В этой связи историческое выступление премьера Великобритании господина Черчилля о помощи Советскому Союзу и декларация правительства США о готовности оказать помощь нашей стране, которые могут вызвать лишь чувство благодарности в сердцах народов Советского Союза, являются вполне понятными и показательными. […]
Что требуется для того, чтобы ликвидировать опасность, нависшую над нашей Родиной, и какие меры нужно принять для того, чтобы разгромить врага?
Прежде всего необходимо, чтобы наши люди, советские люди, поняли всю глубину опасности, которая угрожает нашей стране, и отрешились от благодушия, от беспечности, от настроений мирного строительства, вполне понятных в довоенное время, но пагубных в настоящее время, когда война коренным образом изменила положение. Враг жесток и неумолим. Он ставит своей целью захват наших земель, политых нашим потом...» [209].
Эта часть речи перекликается со всеми Целями 3, 3.1–3.3. Здесь, как и в Целях, подчеркивается, что война будет крайне тяжелой, она потребует исключительных жертв и усилий как от Красной Армии, так и от всех граждан. Война будет идти на территории СССР (Сталин дважды упоминает войну с Наполеоном).

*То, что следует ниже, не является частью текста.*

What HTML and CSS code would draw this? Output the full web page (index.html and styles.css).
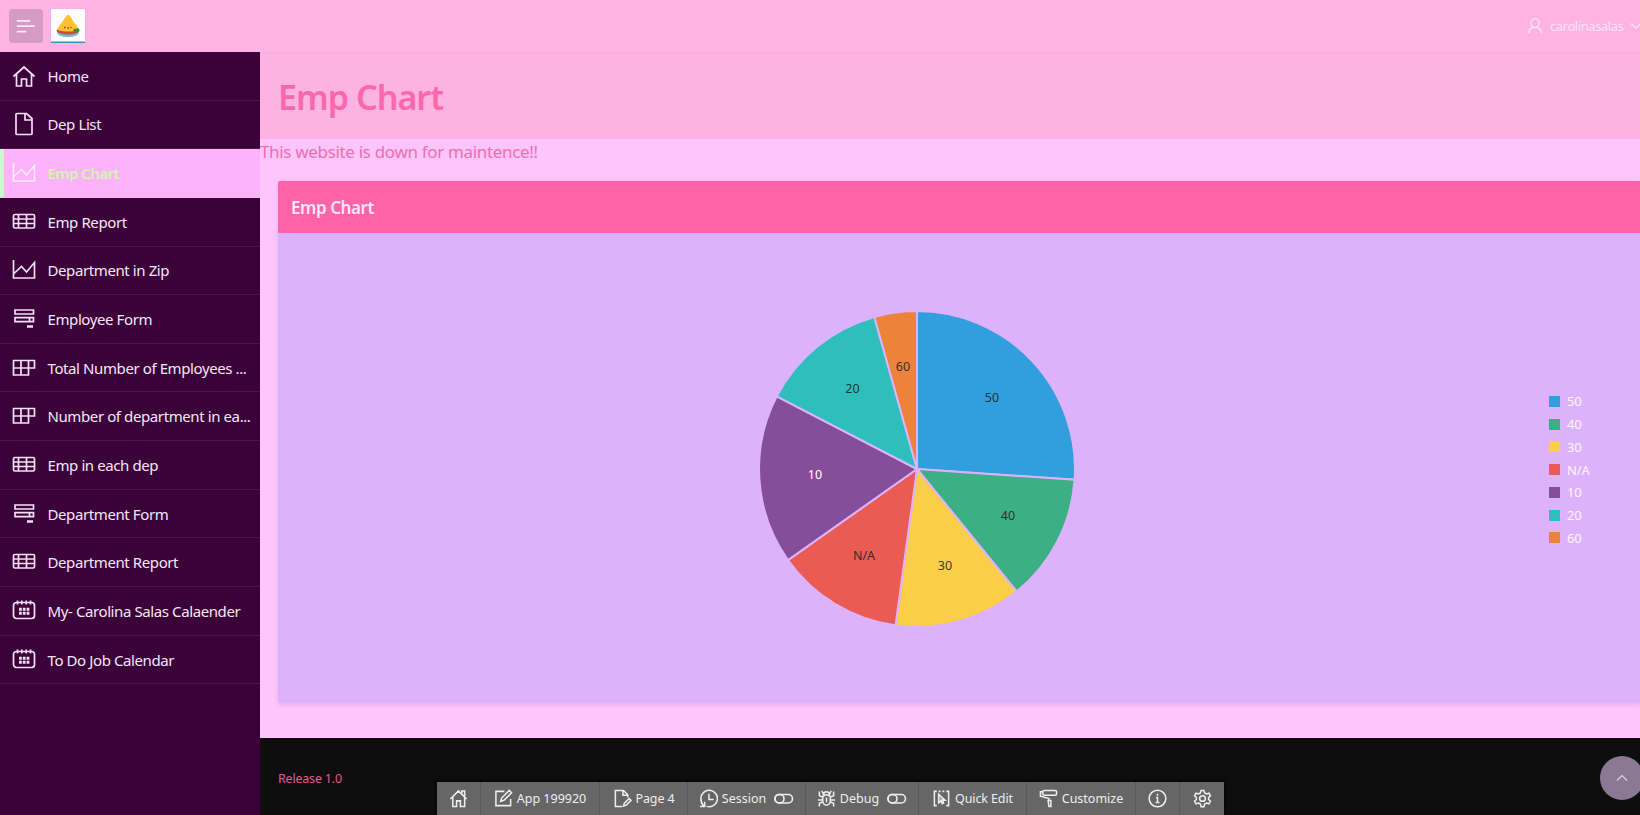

При этом война пойдет не только за изгнание врага из СССР. Она пойдет за «освобождение» других стран «за их демократические свободы» — этим Сталин подчеркнул, что сражение поведется под демократическими флагами, а не под коммунистическими. Это, конечно, был маневр в угоду демократическим странам — будущим союзникам по антигитлеровской коалиции, а не отказ от коммунистической концепции. Смену «флага» с коммунистического на национально-демократический и патриотический Сталин начал готовить еще до начала войны. Еще 20 апреля 1941 года он дал указание руководителю Коминтерна Димитрову готовить Коминтерн к роспуску. Сам роспуск состоялся только в 1943 году, но идеология Коминтерна и подчиненных ему национальных Коммунистических партий перед этим роспуском подверглась существенному изменению в сторону национально-демократических и патриотических идей. В утро нападения Германии, 22 июня 1941 года, Сталин выделил целых 2 часа своего времени для инструктажа Димитрова по изменению всей идеологической направленности работы Коминтерна! Это демонстрирует насколько детально и глубоко продумал Сталин все мероприятия, которые должны были быть проведены в момент «неожиданного» нападения Германии.
Содержание речи Сталина ставит еще один очень существенный вопрос. С начала войны до момента этой речи прошло только 10 дней. Откуда же в ней такой драматизм? А где же Красная Армия, о силе которой Сталин столько раз говорил? За 10 дней Гитлер эту армию уничтожить не мог.
То, что потери РККА за эти 10 дней не могли радикально изменить состояние Красной Армии, подтверждает экспертная оценка В. Суворова, данная в ответе на вопрос Д. Хмельницкого, что могло бы измениться, если бы удар Гитлера не был неожиданным для войск.
«Ничего бы не изменилось. Ни на оперативном, ни — тем более — на стратегическом уровне. Даже если бы мы ничего не знали про реальный ход боевых действий, даже если бы мы не знали о том, что самые крупные поражения 1941 г. (Киевский и Вяземский котлы) состоялись не в первый день, не в первую неделю и даже далеко не в первый месяц войны, даже если бы мы забыли о том, что разгром советских войск в Крыму и под Харьковом весной 1942 г. был ничуть не менее сокрушительным, нежели поражения и разгромы 41-го, даже ничего этого не зная, мы могли бы твердо утверждать, что ничего судьбоносного 22 июня 1941 г. не произошло. Потому что не могло произойти. Не тот масштаб. Не тот пространственный размах. […] Солдаты Вермахта переходили пограничные реки пешком. По мостам, которые еще надо было навести (или захватить и удержать). Расчетный темп марша (марша, а не наступления!) пехотной дивизии — 20 км в день. Без учета времени, потребного на форсирование рек, и без учета сопротивления противника, который в боевых действиях тоже участвует. Добавим к этому максимальную дальность стрельбы основных систем немецкой полевой артиллерии (10–20 км), и мы получим величину максимально возможной глубины «зоны поражения 22 июня». По меньшей мере, 4/5 всех дивизий Красной Армии находились вне этой зоны, на расстоянии в 50–500 — 5000 километров от границы. О начале войны они узнали из выступления Молотова по радио (как об этом и повествуется в сотнях мемуаров). И уж тем более не могли стать жертвами «первого уничтожающего удара» те 14 миллионов резервистов, которые надели солдатские шинели после объявления всеобщей мобилизации 23 июня 1941 г.» [206]. В. Суворов. «Нокдаун 1941. Почему Сталин “проспал” удар?»